* **Short problem**:
Exclude any images and output the remaining records exactly.

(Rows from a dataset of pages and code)
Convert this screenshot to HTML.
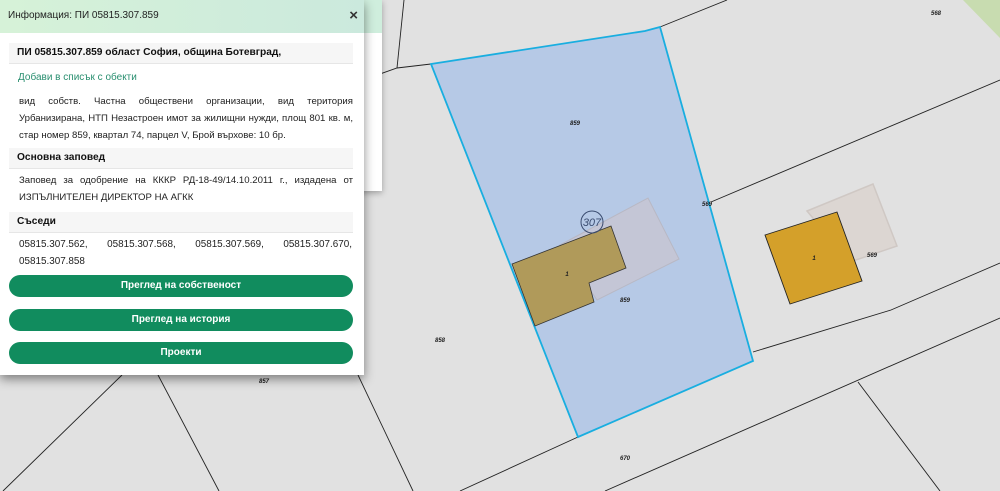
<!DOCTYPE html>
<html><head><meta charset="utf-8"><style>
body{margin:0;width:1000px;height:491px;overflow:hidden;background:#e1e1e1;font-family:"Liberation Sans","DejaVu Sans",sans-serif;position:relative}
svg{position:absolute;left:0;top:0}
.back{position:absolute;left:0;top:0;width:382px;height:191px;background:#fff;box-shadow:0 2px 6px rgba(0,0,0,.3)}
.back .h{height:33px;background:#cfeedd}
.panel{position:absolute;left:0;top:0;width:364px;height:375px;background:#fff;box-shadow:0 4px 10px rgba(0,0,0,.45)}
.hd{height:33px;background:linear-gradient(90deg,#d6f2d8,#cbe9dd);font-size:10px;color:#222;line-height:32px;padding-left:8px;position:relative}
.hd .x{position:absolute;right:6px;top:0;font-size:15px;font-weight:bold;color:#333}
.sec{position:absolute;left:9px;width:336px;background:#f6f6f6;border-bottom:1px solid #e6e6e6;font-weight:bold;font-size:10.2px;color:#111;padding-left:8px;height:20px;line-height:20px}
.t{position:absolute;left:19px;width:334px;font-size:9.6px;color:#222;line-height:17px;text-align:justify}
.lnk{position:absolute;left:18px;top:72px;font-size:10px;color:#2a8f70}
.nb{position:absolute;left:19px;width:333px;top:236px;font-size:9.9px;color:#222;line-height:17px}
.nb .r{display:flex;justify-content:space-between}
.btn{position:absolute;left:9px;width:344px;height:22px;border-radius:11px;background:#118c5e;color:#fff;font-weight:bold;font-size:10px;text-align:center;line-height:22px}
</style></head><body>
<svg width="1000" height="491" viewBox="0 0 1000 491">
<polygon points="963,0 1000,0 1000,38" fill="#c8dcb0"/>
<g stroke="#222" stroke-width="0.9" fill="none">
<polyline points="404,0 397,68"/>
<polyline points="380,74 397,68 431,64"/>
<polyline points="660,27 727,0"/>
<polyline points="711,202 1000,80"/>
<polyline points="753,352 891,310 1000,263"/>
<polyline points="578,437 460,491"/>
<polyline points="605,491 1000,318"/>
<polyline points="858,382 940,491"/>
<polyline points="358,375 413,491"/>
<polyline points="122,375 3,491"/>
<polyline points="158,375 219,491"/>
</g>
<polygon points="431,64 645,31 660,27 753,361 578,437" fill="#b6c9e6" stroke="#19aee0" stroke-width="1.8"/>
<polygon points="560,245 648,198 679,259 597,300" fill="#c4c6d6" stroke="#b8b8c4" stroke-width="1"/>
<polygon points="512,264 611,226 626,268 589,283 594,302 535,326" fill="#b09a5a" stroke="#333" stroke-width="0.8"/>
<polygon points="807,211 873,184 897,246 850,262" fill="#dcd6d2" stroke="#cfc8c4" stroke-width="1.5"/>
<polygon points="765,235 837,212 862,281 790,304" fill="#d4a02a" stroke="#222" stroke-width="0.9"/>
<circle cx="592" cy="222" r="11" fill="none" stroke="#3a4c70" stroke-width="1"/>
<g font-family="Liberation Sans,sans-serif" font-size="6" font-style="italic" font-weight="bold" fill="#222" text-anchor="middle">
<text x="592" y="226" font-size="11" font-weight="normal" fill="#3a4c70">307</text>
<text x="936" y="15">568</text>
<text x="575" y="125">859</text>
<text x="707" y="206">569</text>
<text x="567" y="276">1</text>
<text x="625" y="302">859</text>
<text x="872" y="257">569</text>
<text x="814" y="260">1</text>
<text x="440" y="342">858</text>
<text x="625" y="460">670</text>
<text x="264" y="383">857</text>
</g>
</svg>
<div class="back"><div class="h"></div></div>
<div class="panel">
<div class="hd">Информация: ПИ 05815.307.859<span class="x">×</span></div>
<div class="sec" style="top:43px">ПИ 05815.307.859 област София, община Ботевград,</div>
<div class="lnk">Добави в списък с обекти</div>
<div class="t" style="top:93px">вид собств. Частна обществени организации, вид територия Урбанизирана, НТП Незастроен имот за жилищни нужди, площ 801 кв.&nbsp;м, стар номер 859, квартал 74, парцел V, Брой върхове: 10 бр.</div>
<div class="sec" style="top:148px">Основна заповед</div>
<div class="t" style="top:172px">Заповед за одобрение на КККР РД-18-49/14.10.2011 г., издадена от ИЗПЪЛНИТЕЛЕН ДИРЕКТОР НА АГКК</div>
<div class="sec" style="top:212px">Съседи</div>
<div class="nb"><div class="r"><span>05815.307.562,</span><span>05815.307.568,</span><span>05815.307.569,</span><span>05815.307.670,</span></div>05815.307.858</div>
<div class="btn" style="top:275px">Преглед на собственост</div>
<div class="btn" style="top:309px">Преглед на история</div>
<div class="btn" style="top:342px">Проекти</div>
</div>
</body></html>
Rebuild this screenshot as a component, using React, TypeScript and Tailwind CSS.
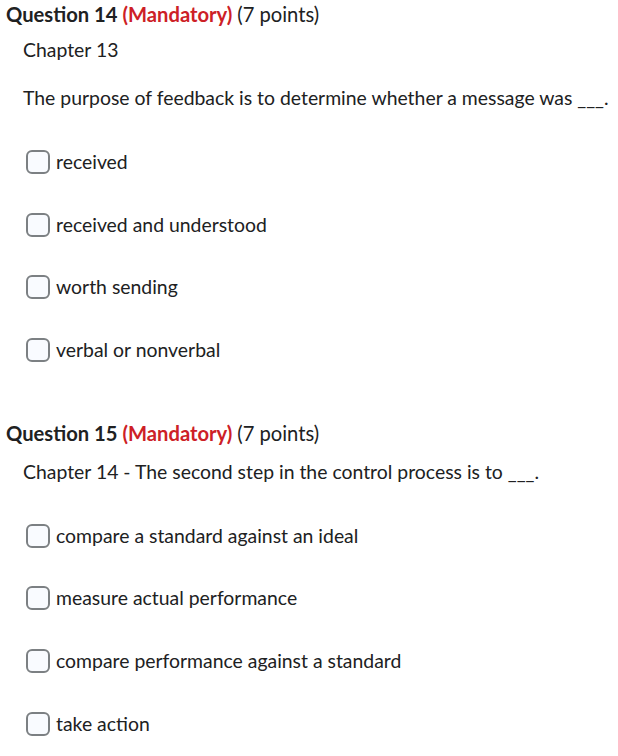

* **Worked solution**:
Convert this screenshot to HTML.
<!DOCTYPE html>
<html><head><meta charset="utf-8"><style>
body{margin:0;width:1000px;height:491px;overflow:hidden;background:#e1e1e1;font-family:"Liberation Sans","DejaVu Sans",sans-serif;position:relative}
svg{position:absolute;left:0;top:0}
.back{position:absolute;left:0;top:0;width:382px;height:191px;background:#fff;box-shadow:0 2px 6px rgba(0,0,0,.3)}
.back .h{height:33px;background:#cfeedd}
.panel{position:absolute;left:0;top:0;width:364px;height:375px;background:#fff;box-shadow:0 4px 10px rgba(0,0,0,.45)}
.hd{height:33px;background:linear-gradient(90deg,#d6f2d8,#cbe9dd);font-size:10px;color:#222;line-height:32px;padding-left:8px;position:relative}
.hd .x{position:absolute;right:6px;top:0;font-size:15px;font-weight:bold;color:#333}
.sec{position:absolute;left:9px;width:336px;background:#f6f6f6;border-bottom:1px solid #e6e6e6;font-weight:bold;font-size:10.2px;color:#111;padding-left:8px;height:20px;line-height:20px}
.t{position:absolute;left:19px;width:334px;font-size:9.6px;color:#222;line-height:17px;text-align:justify}
.lnk{position:absolute;left:18px;top:72px;font-size:10px;color:#2a8f70}
.nb{position:absolute;left:19px;width:333px;top:236px;font-size:9.9px;color:#222;line-height:17px}
.nb .r{display:flex;justify-content:space-between}
.btn{position:absolute;left:9px;width:344px;height:22px;border-radius:11px;background:#118c5e;color:#fff;font-weight:bold;font-size:10px;text-align:center;line-height:22px}
</style></head><body>
<svg width="1000" height="491" viewBox="0 0 1000 491">
<polygon points="963,0 1000,0 1000,38" fill="#c8dcb0"/>
<g stroke="#222" stroke-width="0.9" fill="none">
<polyline points="404,0 397,68"/>
<polyline points="380,74 397,68 431,64"/>
<polyline points="660,27 727,0"/>
<polyline points="711,202 1000,80"/>
<polyline points="753,352 891,310 1000,263"/>
<polyline points="578,437 460,491"/>
<polyline points="605,491 1000,318"/>
<polyline points="858,382 940,491"/>
<polyline points="358,375 413,491"/>
<polyline points="122,375 3,491"/>
<polyline points="158,375 219,491"/>
</g>
<polygon points="431,64 645,31 660,27 753,361 578,437" fill="#b6c9e6" stroke="#19aee0" stroke-width="1.8"/>
<polygon points="560,245 648,198 679,259 597,300" fill="#c4c6d6" stroke="#b8b8c4" stroke-width="1"/>
<polygon points="512,264 611,226 626,268 589,283 594,302 535,326" fill="#b09a5a" stroke="#333" stroke-width="0.8"/>
<polygon points="807,211 873,184 897,246 850,262" fill="#dcd6d2" stroke="#cfc8c4" stroke-width="1.5"/>
<polygon points="765,235 837,212 862,281 790,304" fill="#d4a02a" stroke="#222" stroke-width="0.9"/>
<circle cx="592" cy="222" r="11" fill="none" stroke="#3a4c70" stroke-width="1"/>
<g font-family="Liberation Sans,sans-serif" font-size="6" font-style="italic" font-weight="bold" fill="#222" text-anchor="middle">
<text x="592" y="226" font-size="11" font-weight="normal" fill="#3a4c70">307</text>
<text x="936" y="15">568</text>
<text x="575" y="125">859</text>
<text x="707" y="206">569</text>
<text x="567" y="276">1</text>
<text x="625" y="302">859</text>
<text x="872" y="257">569</text>
<text x="814" y="260">1</text>
<text x="440" y="342">858</text>
<text x="625" y="460">670</text>
<text x="264" y="383">857</text>
</g>
</svg>
<div class="back"><div class="h"></div></div>
<div class="panel">
<div class="hd">Информация: ПИ 05815.307.859<span class="x">×</span></div>
<div class="sec" style="top:43px">ПИ 05815.307.859 област София, община Ботевград,</div>
<div class="lnk">Добави в списък с обекти</div>
<div class="t" style="top:93px">вид собств. Частна обществени организации, вид територия Урбанизирана, НТП Незастроен имот за жилищни нужди, площ 801 кв.&nbsp;м, стар номер 859, квартал 74, парцел V, Брой върхове: 10 бр.</div>
<div class="sec" style="top:148px">Основна заповед</div>
<div class="t" style="top:172px">Заповед за одобрение на КККР РД-18-49/14.10.2011 г., издадена от ИЗПЪЛНИТЕЛЕН ДИРЕКТОР НА АГКК</div>
<div class="sec" style="top:212px">Съседи</div>
<div class="nb"><div class="r"><span>05815.307.562,</span><span>05815.307.568,</span><span>05815.307.569,</span><span>05815.307.670,</span></div>05815.307.858</div>
<div class="btn" style="top:275px">Преглед на собственост</div>
<div class="btn" style="top:309px">Преглед на история</div>
<div class="btn" style="top:342px">Проекти</div>
</div>
</body></html>
Rebuild this screenshot as a component, using React, TypeScript and Tailwind CSS.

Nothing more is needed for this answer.